There are a variety of benefits from implementing LSLH. First and foremost is the pure enjoyment and pleasure of having successful bison moves and ease of handling in the corrals. Animal health and productivity is vastly enhanced. Also, the ability to utilize pastures and difficult terrain are improved. All success starts in the pasture with frequent and consistent handling. Therefore, it is important to have all handlers trained in the techniques and to use them at all times when handling bison. As our crew has become more fluent and comfortable with these techniques, we have embraced challenges. These include crossing narrow bridges, using difficult gates, and effectively using portions of the ranch not historically grazed with bison. The application of these techniques has proven effective whether on foot, horseback or using all-terrain vehicles.  Often, we will utilize all methods when moving bison both inside and outside of the corrals. Preparing the bison and handlers throughout the year is imperative as it “sets the stage” for working bison in the corrals, which all too often is a high stress event.   The building of trust between handler and bison through multiple-successful moves sets the stage for uneventful and calm corral work.

There are several guiding principles that hold true across all livestock species:

1)      Always use straight lines; this is vital whether moving pastures or checking the herd.

2)      Remember that we are always training the animals, and we want to make sure we are not teaching them bad habits by moving incorrectly in and around them.

3)      Animals want to experience a release from pressure, therefore never follow directly behind the bison.

4)      Keeping animals in a normal frame of mind is imperative as they will remain calm and stress free.

5)      Under excess pressure, animals want to go back where they came from.  When this happens, recognize it for what it is.

6)      We cause what we anticipate, so set your expectations before you start the work

7)      Make the entry the exit.

These are just a few of the principles that we can use to increase our successful and enjoyment in moving bison.


We have learned a few tricks that work well to move bison which can help you have successful outcomes.

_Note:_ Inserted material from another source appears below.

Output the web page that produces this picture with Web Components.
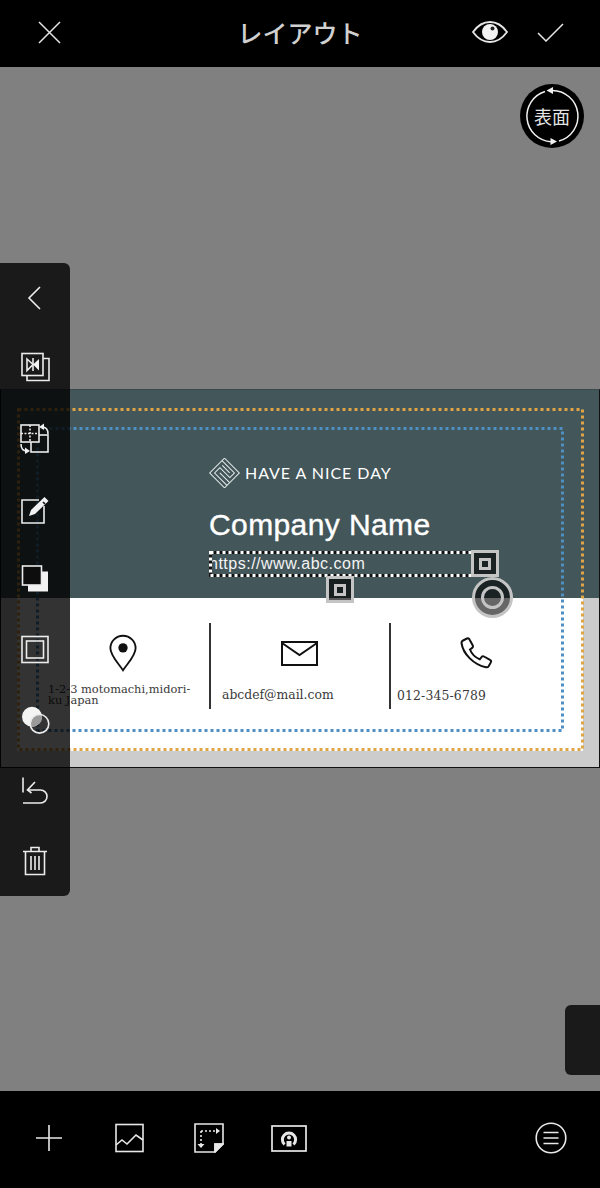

Bison tend to enjoy moving uphill.  If it is possible to use this in your favor, they travel well. Also, when moving into the wind bison move freely compared to moving with a tailwind. These seem to be tied closely to the fact that they are prey animals. Therefore, if we move in a direction where we can utilize uphill or into the wind for some or part of the move things typically go much more smoothly. Finally, bison move well from the front. Contrarian thinking can be very effective. For example, when working in corrals, the handler’s intuition is often to move to the back of the pen to empty animals.  However, remaining at the front where there is an open gate and showing bison the exit while controlling movement and speed is highly effective.

These are a series of techniques that assist handlers in effectively communicating with livestock. This makes moves that were historically challenging and onerous now enjoyable for both humans and bison. It eliminates the horror stories from bad wrecks, damaged property or injured animals. We are lucky to raise these majestic animals and it is our calling to make their lives pleasant. The rewards are exponential, and the results are favorable for everyone involved as well as financially rewarding.